Dengan mantap, langka kaki kutapakan. Langka cepat, kuupayakan. Waktu istirahat kupersingkat. Benar, saya menyesal di bukit penyesalan, tanjakannya tak pernah berakhir. Dibalik bukit, masih ada bukit.
Tanjakan lagi, lagi, lagi, lagi. Lelah dan ingin menyerah tak mungkin diambil lagi. Ini sudah terlalu jauh. Puncak! Semua demi puncak. Akan jadi cerita seru suatu hari kelak ketika aku berhasil berdiri diatas salah satu puncak tertinggi Indonesia.
Kabut pun mulai menebal saat jarak dengan palawangan makin dekat. Sinar dari langit berhasil disamarkannya. Matahari pun mulai menghilang. Jarak pandang menipis. Dengan sisa tenaga yang kumiliki, kupercepat langkahku. Menyusul dua teman yang menungguku di depan.
Jalur pendakian yang mulai sepi memberiku tenaga baru. Siapa yang mau berjalan di tengah hutan seorang diri saat malam? Aku tidak perlu motivasi tinggi atau tekat kuat untuk mencoba sesuatu. Aku hanya perlu keyakinan. Yah, yakin selama langka terusku tapakan, ujung jalan akan digapai.
Seperti dugaanku, embun membawa rinai hujan yang menerobos di selah-selah pohon, tembus sampai ke bumi, membuat segalanya membeku.
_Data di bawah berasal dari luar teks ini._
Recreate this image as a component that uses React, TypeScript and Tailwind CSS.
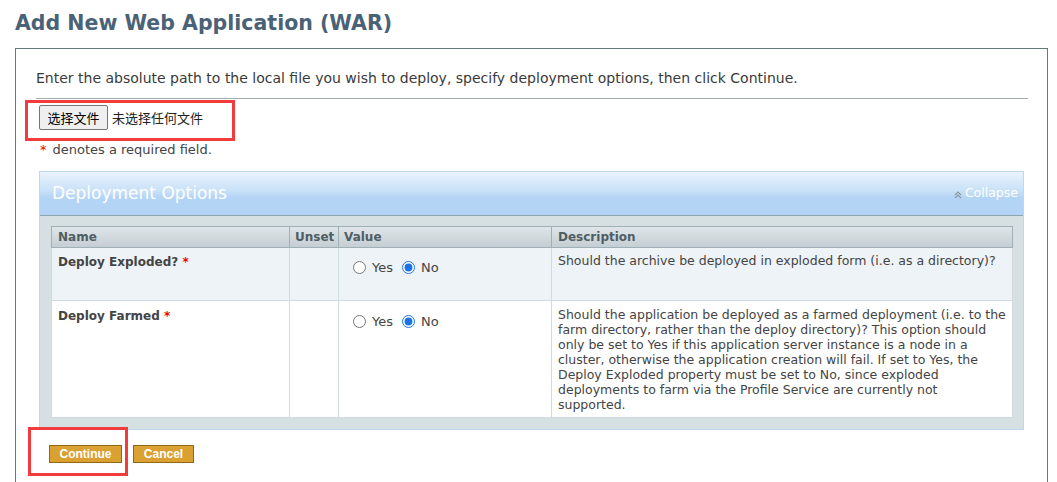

Jam menujukan pukul 5 lewat 15 menit. Palawangan hanya meninggalkan beberapa meter saja.
Dan tebing yang menyembunyikan danau segar anak terlewati juga. Alangkah Indahnya danau itu. Aku termenung, kagum! “Terima kasih telah membawaku kesini.”
Waktu berlalu, bulan telah siap menyapa malam. Para penimat ketinggian telah siap dengan tenda masing-masing. Tak mau menunggu lama, tenda kami dirikan. Memastikan suhu udara tak membekukan kami diperaduan. Makan malam kami siapakan, dua cangkir kopi dan secangkir teh panas hanya bertahan beberapa menit.
Suhu rinjani begitu membeku. Baju hangatku yang berlapir pun tak berkutip menahan dinginnya. Badanku menggigil. Apipun begitu sulit dinyalahkan. Tidur! Itu yang terbaik. Dini hari nanti, puncak rinjani menantiku.